- _Exercise aim_: Make an exact copy of the lines, leaving the pictures out.

- _Records shown_:
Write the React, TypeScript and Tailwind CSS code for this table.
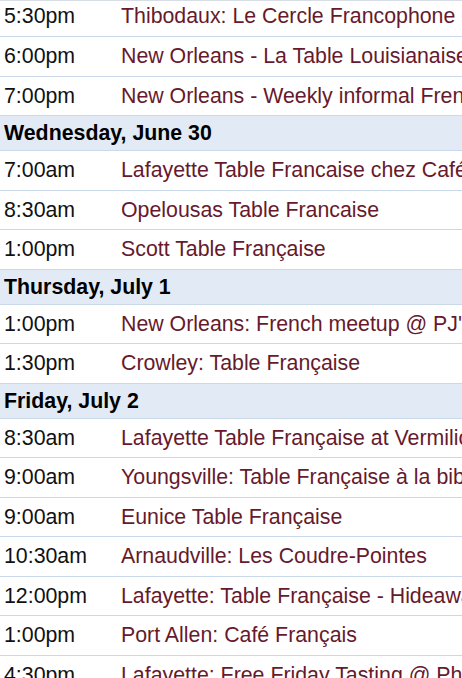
import React from 'react';

type Item = { day?: string; time?: string; title?: string };

const items: Item[] = [
    { time: '5:30pm', title: 'Thibodaux: Le Cercle Francophone' },
    { time: '6:00pm', title: 'New Orleans - La Table Louisianaise' },
    { time: '7:00pm', title: 'New Orleans - Weekly informal French conversation' },
    { day: 'Wednesday, June 30' },
    { time: '7:00am', title: 'Lafayette Table Francaise chez Café Mosaic' },
    { time: '8:30am', title: 'Opelousas Table Francaise' },
    { time: '1:00pm', title: 'Scott Table Française' },
    { day: 'Thursday, July 1' },
    { time: '1:00pm', title: "New Orleans: French meetup @ PJ's Coffee" },
    { time: '1:30pm', title: 'Crowley: Table Française' },
    { day: 'Friday, July 2' },
    { time: '8:30am', title: 'Lafayette Table Française at Vermilionville' },
    { time: '9:00am', title: 'Youngsville: Table Française à la bibliothèque' },
    { time: '9:00am', title: 'Eunice Table Française' },
    { time: '10:30am', title: 'Arnaudville: Les Coudre-Pointes' },
    { time: '12:00pm', title: 'Lafayette: Table Française - Hideaway on Lee' },
    { time: '1:00pm', title: 'Port Allen: Café Français' },
    { time: '4:30pm', title: 'Lafayette: Free Friday Tasting @ Pharmacie' },
];

export default function App() {
    return (
        <div className="w-[462px] h-[678px] overflow-hidden bg-white font-['Liberation_Sans',Arial,sans-serif] text-[21.33px] leading-[24px]">
            <div className="border-t border-[#d6dde5]">
                {items.map((it, i) =>
                    it.day ? (
                        <div
                            key={i}
                            className="h-[35px] flex items-center px-1 bg-[#e2eaf6] border-b border-[#c9d9ea] font-bold text-black whitespace-nowrap"
                        >
                            {it.day}
                        </div>
                    ) : (
                        <div
                            key={i}
                            className={
                                'flex whitespace-nowrap border-b border-[#c9d9ea] ' +
                                (i === 0 ? 'h-[36px] pb-[5px] items-center' : 'h-[39.5px] items-center')
                            }
                        >
                            <div className="w-[117px] shrink-0 pl-1 text-[#111]">{it.time}</div>
                            <div className="pl-1 text-[#661a2c]">{it.title}</div>
                        </div>
                    )
                )}
            </div>
        </div>
    );
}
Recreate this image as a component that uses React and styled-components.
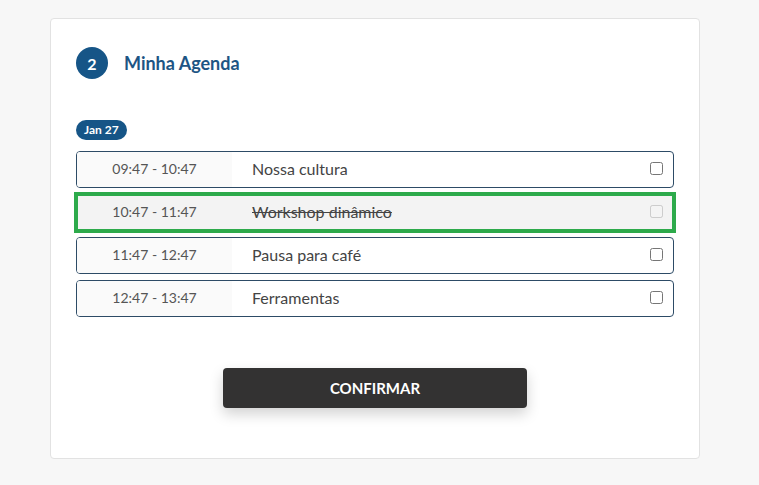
import React, { useState } from "react";
import styled, { createGlobalStyle } from "styled-components";

const GlobalStyle = createGlobalStyle`
  body {
    margin: 0;
    background: #f7f7f7;
    font-family: Lato, "Open Sans", sans-serif;
  }
`;

const initialSessions = [
  { id: 1, time: "09:47 - 10:47", title: "Nossa cultura", done: false },
  { id: 2, time: "10:47 - 11:47", title: "Workshop dinâmico", done: true },
  { id: 3, time: "11:47 - 12:47", title: "Pausa para café", done: false },
  { id: 4, time: "12:47 - 13:47", title: "Ferramentas", done: false },
];

export default function App() {
  const [sessions, setSessions] = useState(initialSessions);

  const toggle = (id) =>
    setSessions((list) =>
      list.map((s) => (s.id === id ? { ...s, checked: !s.checked } : s))
    );

  return (
    <>
      <GlobalStyle />
      <Page>
        <Card>
          <Header>
            <StepBadge>2</StepBadge>
            <Title>Minha Agenda</Title>
          </Header>

          <DatePill>Jan 27</DatePill>

          <List>
            {sessions.map((s) => (
              <Row key={s.id} $done={s.done}>
                <Time $done={s.done}>{s.time}</Time>
                <Name $done={s.done}>{s.title}</Name>
                <Check
                  type="checkbox"
                  disabled={s.done}
                  checked={!!s.checked}
                  onChange={() => toggle(s.id)}
                />
              </Row>
            ))}
          </List>

          <ConfirmButton>CONFIRMAR</ConfirmButton>
        </Card>
      </Page>
    </>
  );
}

const Page = styled.div`
  padding: 18px 59px 26px 50px;
`;

const Card = styled.div`
  box-sizing: content-box;
  width: 598px;
  background: #fff;
  border: 1px solid #e2e2e2;
  border-radius: 4px;
  padding: 28px 25px 50px;
`;

const Header = styled.div`
  display: flex;
  align-items: center;
  gap: 16px;
`;

const StepBadge = styled.div`
  width: 32px;
  height: 32px;
  border-radius: 50%;
  background: #165587;
  color: #fff;
  font-size: 16px;
  font-weight: 700;
  display: flex;
  align-items: center;
  justify-content: center;
`;

const Title = styled.h2`
  margin: 0;
  font-size: 18px;
  font-weight: 700;
  color: #1d5584;
`;

const DatePill = styled.div`
  display: inline-block;
  margin-top: 41px;
  padding: 0 8px;
  height: 20px;
  line-height: 20px;
  border-radius: 10px;
  background: #165587;
  color: #fff;
  font-size: 12px;
  font-weight: 700;
`;

const List = styled.div`
  margin-top: 11px;
  display: flex;
  flex-direction: column;
  gap: 6px;
`;

const Row = styled.div`
  height: 37px;
  box-sizing: border-box;
  display: flex;
  align-items: stretch;
  border: 1px solid #2d4b66;
  border-radius: ${(p) => (p.$done ? "0" : "4px")};
  overflow: hidden;
  background: ${(p) => (p.$done ? "#f3f3f3" : "#fff")};
  outline: ${(p) => (p.$done ? "4px solid #2daa4b" : "none")};
  outline-offset: -2px;
`;

const Time = styled.div`
  width: 155px;
  flex-shrink: 0;
  display: flex;
  align-items: center;
  justify-content: center;
  padding-bottom: 3px;
  background: ${(p) => (p.$done ? "transparent" : "#fafafa")};
  color: #555;
  font-size: 14px;
`;

const Name = styled.div`
  flex: 1;
  display: flex;
  align-items: center;
  padding: 0 0 3px 20px;
  color: #444;
  font-size: 16px;
  text-decoration: ${(p) => (p.$done ? "line-through" : "none")};
`;

const Check = styled.input`
  align-self: center;
  width: 13px;
  height: 13px;
  margin: 0 10px 3px 0;
`;

const ConfirmButton = styled.button`
  display: block;
  margin: 51px auto 0;
  width: 304px;
  height: 40px;
  border: none;
  border-radius: 4px;
  background: #333232;
  color: #fff;
  font-family: Lato, sans-serif;
  font-size: 15px;
  font-weight: 700;
  box-shadow: 0 6px 14px rgba(0, 0, 0, 0.18);
  cursor: pointer;
`;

- _Expected answer_:
Write the React, TypeScript and Tailwind CSS code for this table.
import React from 'react';

type Item = { day?: string; time?: string; title?: string };

const items: Item[] = [
    { time: '5:30pm', title: 'Thibodaux: Le Cercle Francophone' },
    { time: '6:00pm', title: 'New Orleans - La Table Louisianaise' },
    { time: '7:00pm', title: 'New Orleans - Weekly informal French conversation' },
    { day: 'Wednesday, June 30' },
    { time: '7:00am', title: 'Lafayette Table Francaise chez Café Mosaic' },
    { time: '8:30am', title: 'Opelousas Table Francaise' },
    { time: '1:00pm', title: 'Scott Table Française' },
    { day: 'Thursday, July 1' },
    { time: '1:00pm', title: "New Orleans: French meetup @ PJ's Coffee" },
    { time: '1:30pm', title: 'Crowley: Table Française' },
    { day: 'Friday, July 2' },
    { time: '8:30am', title: 'Lafayette Table Française at Vermilionville' },
    { time: '9:00am', title: 'Youngsville: Table Française à la bibliothèque' },
    { time: '9:00am', title: 'Eunice Table Française' },
    { time: '10:30am', title: 'Arnaudville: Les Coudre-Pointes' },
    { time: '12:00pm', title: 'Lafayette: Table Française - Hideaway on Lee' },
    { time: '1:00pm', title: 'Port Allen: Café Français' },
    { time: '4:30pm', title: 'Lafayette: Free Friday Tasting @ Pharmacie' },
];

export default function App() {
    return (
        <div className="w-[462px] h-[678px] overflow-hidden bg-white font-['Liberation_Sans',Arial,sans-serif] text-[21.33px] leading-[24px]">
            <div className="border-t border-[#d6dde5]">
                {items.map((it, i) =>
                    it.day ? (
                        <div
                            key={i}
                            className="h-[35px] flex items-center px-1 bg-[#e2eaf6] border-b border-[#c9d9ea] font-bold text-black whitespace-nowrap"
                        >
                            {it.day}
                        </div>
                    ) : (
                        <div
                            key={i}
                            className={
                                'flex whitespace-nowrap border-b border-[#c9d9ea] ' +
                                (i === 0 ? 'h-[36px] pb-[5px] items-center' : 'h-[39.5px] items-center')
                            }
                        >
                            <div className="w-[117px] shrink-0 pl-1 text-[#111]">{it.time}</div>
                            <div className="pl-1 text-[#661a2c]">{it.title}</div>
                        </div>
                    )
                )}
            </div>
        </div>
    );
}
Recreate this image as a component that uses React and styled-components.
import React, { useState } from "react";
import styled, { createGlobalStyle } from "styled-components";

const GlobalStyle = createGlobalStyle`
  body {
    margin: 0;
    background: #f7f7f7;
    font-family: Lato, "Open Sans", sans-serif;
  }
`;

const initialSessions = [
  { id: 1, time: "09:47 - 10:47", title: "Nossa cultura", done: false },
  { id: 2, time: "10:47 - 11:47", title: "Workshop dinâmico", done: true },
  { id: 3, time: "11:47 - 12:47", title: "Pausa para café", done: false },
  { id: 4, time: "12:47 - 13:47", title: "Ferramentas", done: false },
];

export default function App() {
  const [sessions, setSessions] = useState(initialSessions);

  const toggle = (id) =>
    setSessions((list) =>
      list.map((s) => (s.id === id ? { ...s, checked: !s.checked } : s))
    );

  return (
    <>
      <GlobalStyle />
      <Page>
        <Card>
          <Header>
            <StepBadge>2</StepBadge>
            <Title>Minha Agenda</Title>
          </Header>

          <DatePill>Jan 27</DatePill>

          <List>
            {sessions.map((s) => (
              <Row key={s.id} $done={s.done}>
                <Time $done={s.done}>{s.time}</Time>
                <Name $done={s.done}>{s.title}</Name>
                <Check
                  type="checkbox"
                  disabled={s.done}
                  checked={!!s.checked}
                  onChange={() => toggle(s.id)}
                />
              </Row>
            ))}
          </List>

          <ConfirmButton>CONFIRMAR</ConfirmButton>
        </Card>
      </Page>
    </>
  );
}

const Page = styled.div`
  padding: 18px 59px 26px 50px;
`;

const Card = styled.div`
  box-sizing: content-box;
  width: 598px;
  background: #fff;
  border: 1px solid #e2e2e2;
  border-radius: 4px;
  padding: 28px 25px 50px;
`;

const Header = styled.div`
  display: flex;
  align-items: center;
  gap: 16px;
`;

const StepBadge = styled.div`
  width: 32px;
  height: 32px;
  border-radius: 50%;
  background: #165587;
  color: #fff;
  font-size: 16px;
  font-weight: 700;
  display: flex;
  align-items: center;
  justify-content: center;
`;

const Title = styled.h2`
  margin: 0;
  font-size: 18px;
  font-weight: 700;
  color: #1d5584;
`;

const DatePill = styled.div`
  display: inline-block;
  margin-top: 41px;
  padding: 0 8px;
  height: 20px;
  line-height: 20px;
  border-radius: 10px;
  background: #165587;
  color: #fff;
  font-size: 12px;
  font-weight: 700;
`;

const List = styled.div`
  margin-top: 11px;
  display: flex;
  flex-direction: column;
  gap: 6px;
`;

const Row = styled.div`
  height: 37px;
  box-sizing: border-box;
  display: flex;
  align-items: stretch;
  border: 1px solid #2d4b66;
  border-radius: ${(p) => (p.$done ? "0" : "4px")};
  overflow: hidden;
  background: ${(p) => (p.$done ? "#f3f3f3" : "#fff")};
  outline: ${(p) => (p.$done ? "4px solid #2daa4b" : "none")};
  outline-offset: -2px;
`;

const Time = styled.div`
  width: 155px;
  flex-shrink: 0;
  display: flex;
  align-items: center;
  justify-content: center;
  padding-bottom: 3px;
  background: ${(p) => (p.$done ? "transparent" : "#fafafa")};
  color: #555;
  font-size: 14px;
`;

const Name = styled.div`
  flex: 1;
  display: flex;
  align-items: center;
  padding: 0 0 3px 20px;
  color: #444;
  font-size: 16px;
  text-decoration: ${(p) => (p.$done ? "line-through" : "none")};
`;

const Check = styled.input`
  align-self: center;
  width: 13px;
  height: 13px;
  margin: 0 10px 3px 0;
`;

const ConfirmButton = styled.button`
  display: block;
  margin: 51px auto 0;
  width: 304px;
  height: 40px;
  border: none;
  border-radius: 4px;
  background: #333232;
  color: #fff;
  font-family: Lato, sans-serif;
  font-size: 15px;
  font-weight: 700;
  box-shadow: 0 6px 14px rgba(0, 0, 0, 0.18);
  cursor: pointer;
`;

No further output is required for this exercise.